A Comissão de Cidadania e Direitos Humanos da Assembleia Legislativa do Rio Grande do Sul (ALRS) promove no dia 25 de setembro, segunda-feira, às 10h, uma audiência pública para tratar da situação das comunidades indígenas em terras da extinta CEEE, no Salto do Jacuí, que estão sob ameaça de desocupação.

Proposta pela presidente da Comissão, deputada Laura Sito (PT), a audiência será realizada de forma presencial na Sala Adão Pretto e de forma virtual, com transmissão da TVAL.

O processo de demarcação pela Fundação Nacional dos Povos Indígenas (Funai) da área onde vivem as 36 famílias da Comunidade Kajngang Ga Jakré Hã, no Horto Florestal de Salto do Jacuí, região central do estado, se arrasta na justiça há pelo menos duas décadas.

A pressão pela posse da terra e as ameaças de despejo, no entanto, se intensificaram depois do processo de privatização da CEEE pelo governo do estado.

A área do acampamento pertence à CEEE GE, uma das três empresas que compraram a estatal de energia elétrica do estado. A empresa é vinculada à CSN, a Companhia Florestal do Brasil, ou seja, as áreas ocupadas pelos indígenas agora pertencem a uma empresa vinculada à exploração madeireira e de minério.

No início de julho, o juiz da comarca do Salto do Jacuí, Gustavo Susin, atendeu ao pedido de reintegração de posse ajuizado pela empresa e determinou a desocupação da área até o dia 10 de outubro.

A sentença determina que a Funai, que não é ré no processo e “não responde pela conduta dos indígenas” encontre “uma solução pacificadora” e requer esclarecimentos sobre a condição da área ocupada. O juiz quer saber “se é terra tradicionalmente de ocupação indígena e se for, qual o status do processo demarcatório”.

Terra Indígena nunca demarcada

Em 2007, a Funai peticionou à Procuradoria-Geral da União, informando que seriam agilizados os procedimentos para identificação e delimitação da área, que seria batizada como “Terra Indígena da Borboleta”, e requereu prazo para desocupação.

Após remessa dos autos à Justiça Federal, houve a fixação da competência estadual e os autos foram devolvidos à Comarca de Salto do Jacuí/RS, onde tramitam atualmente.

A discussão sobre a competência para julgar o caso se alongou por anos, até que houve decisão do STF mantendo a competência estadual. Desta definição veio a decisão definitiva para que houvesse a desocupação da área.

De acordo com o Conselho Indigenista Missionário (Cimi), a Comunidade Kajngang se mobilizou para requerer a reconsideração acerca de da decisão de reintegração de posse.

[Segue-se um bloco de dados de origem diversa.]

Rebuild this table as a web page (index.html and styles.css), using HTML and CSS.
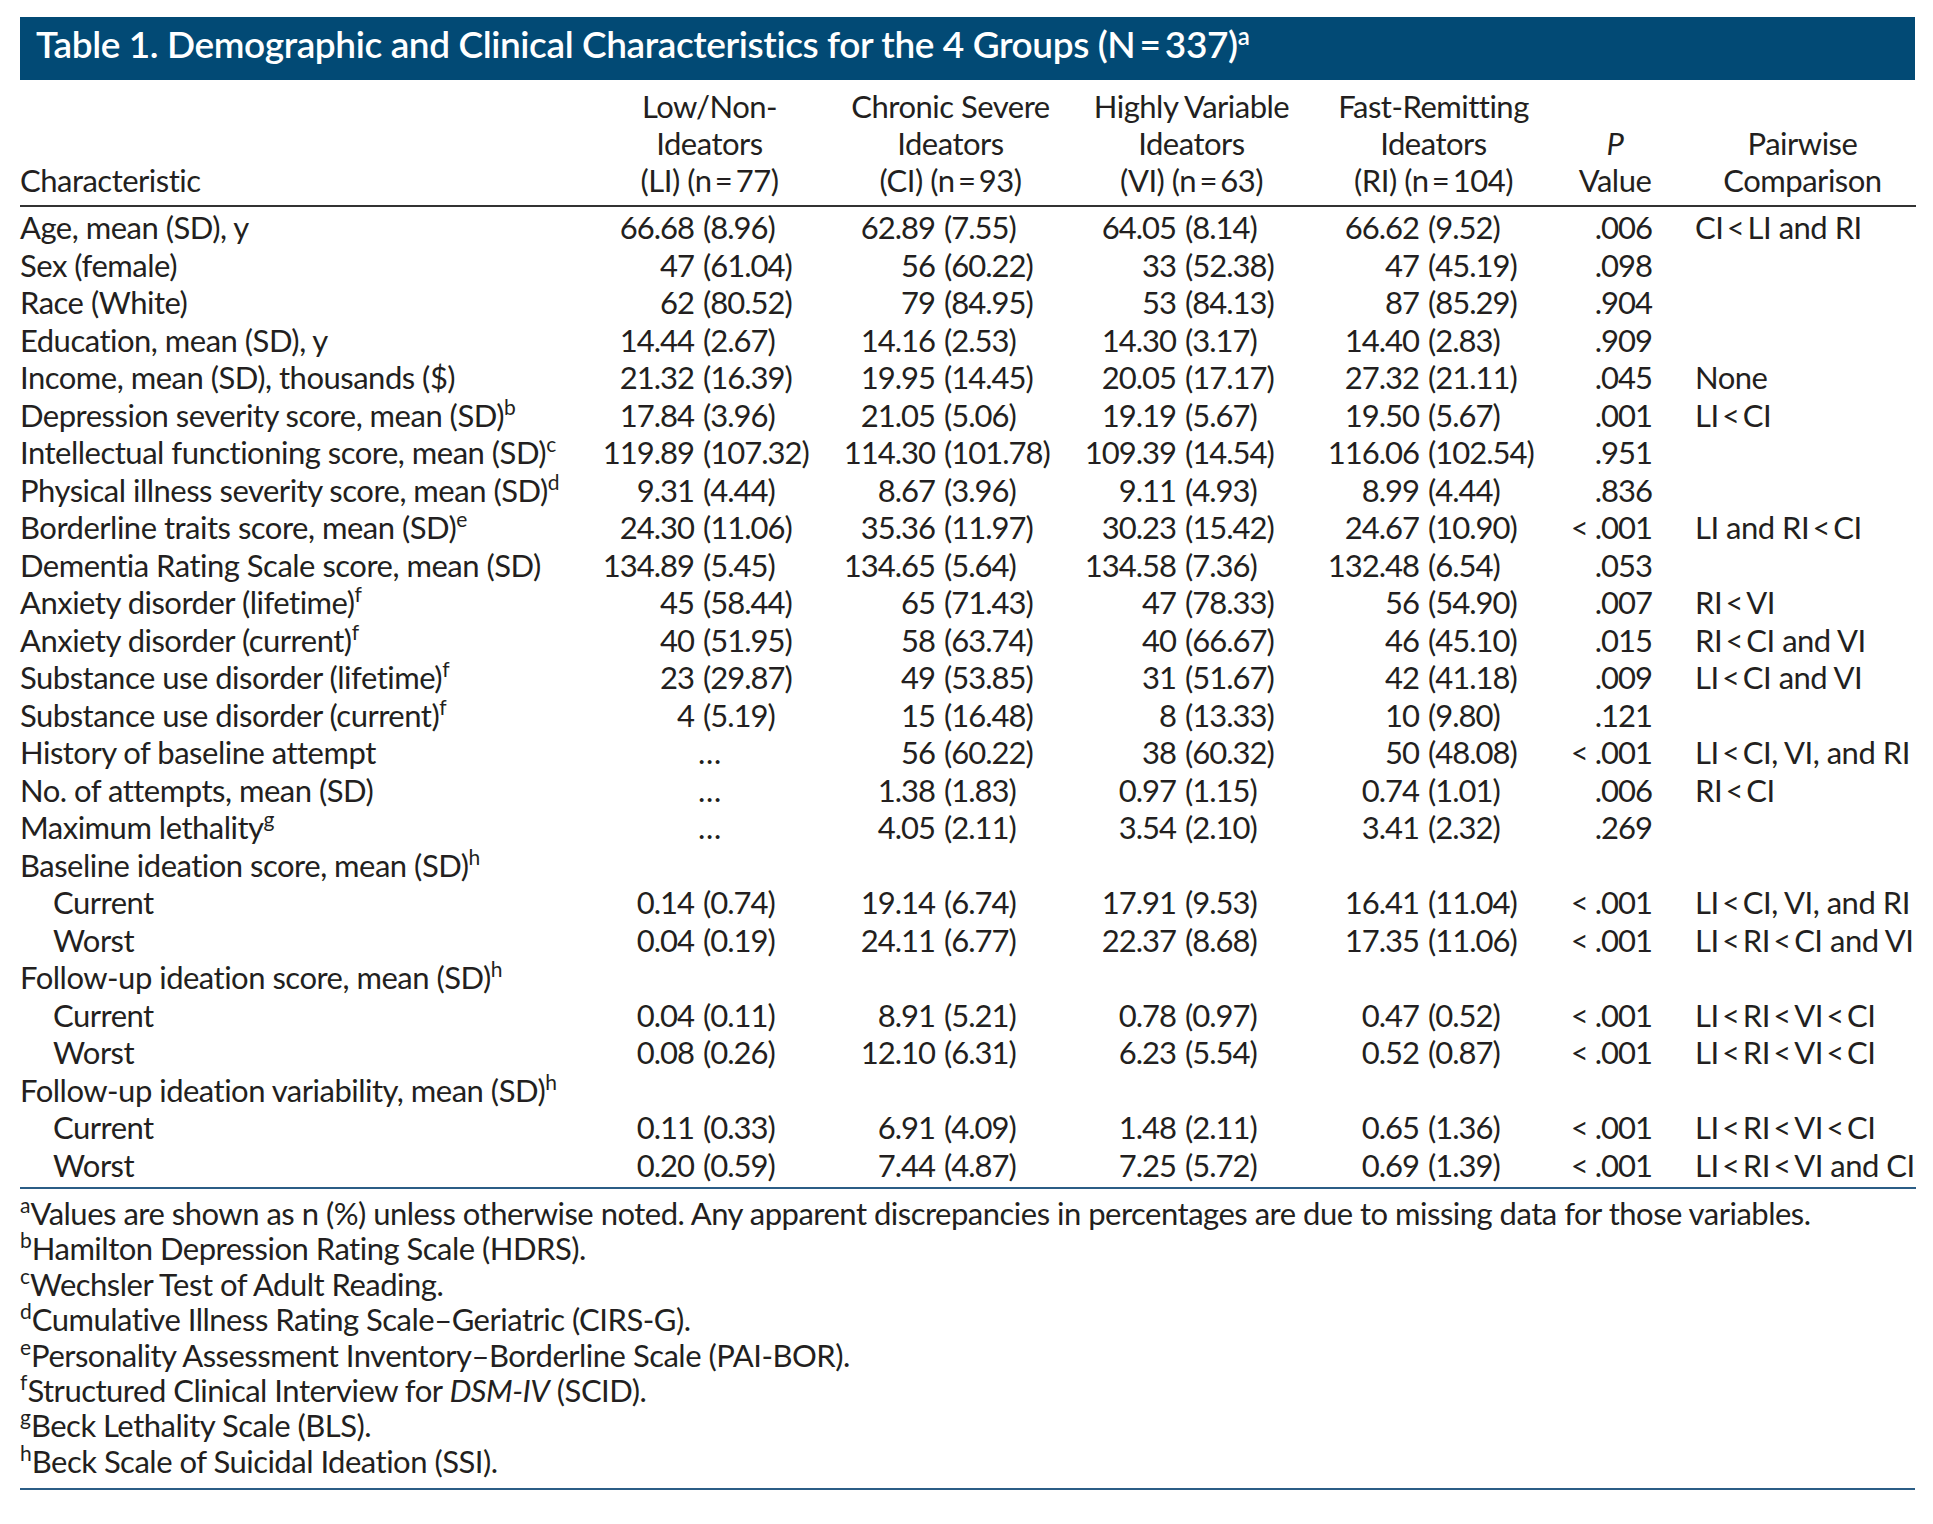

As lideranças apontam “graves defeitos jurídicos” na sentença e no processo como um todo. “Em articulação com o Cimi e outras instituições, as lideranças buscaram interlocutores para agir, neste contexto, em defesa dos seus direitos”, informou o coordenador do Cimi Regional Sul, Roberto Liebgott.

A articulação contou com a decisão da Comissão de Cidadania e Direitos Humanos da Assembleia Legislativa de promover uma audiência pública sobre a situação de vulnerabilidade dos indígenas.

A Defensoria Pública do estado, por sua vez, passou a acompanhar o caso e vai propor, entre outras ações, a manutenção da comunidade na posse ou solicitar a anulação da reintegração da área, já que o processo foi julgado à revelia. “Os indígenas nunca foram partes nas demandas”, aponta o coordenador do Cimi.

Segundo ele, a Funai e o Ministério Público Federal também pediram a anulação da sentença de reintegração de posse.

Legítimos donos da terra

Em ofício ao juiz da comarca de Salto do Jacuí, a coordenação regional do Ministério dos Povos Indígenas em Passo Fundo pediu a reconsideração da sentença.

Em uma lista de razões para a requisição, a procuradora Maria Inês de Freitas argumenta que “a comunidade Kaingang, embora houvesse a pretensão judicial da CEEE em requerer a retomada da posse da terra em litígio, se manteve na área através de acordos com o próprio estado”.

Ela ressalta que a comunidade teve consolidada a posse da terra, inclusive pelos investimentos e subsídios do governo do estado.

“Crianças nasceram, cresceram, tornaram-se jovens, estudaram, hoje são homens e mulheres que dependem daquele lugar para progrediram e terem perspectiva de futuro. Não há previsão de outro lugar, disponível previsto para instalação das 36 famílias, que é condição fundamental para eventual remoção das famílias, considerando a responsabilidade do Estado e da União”, sublinha.

A Convenção 169 da Organização Internacional do Trabalho (OIT), da qual o Brasil é signatário, determina que os indígenas devem ser livremente consultados por meio de “consulta livre, prévia e informada acerca de todas as demandas públicas ou privadas que lhes afetem direta ou indiretamente”. A procuradora destaca que “isso não ocorreu ao longo de toda a discussão processual neste caso concreto”.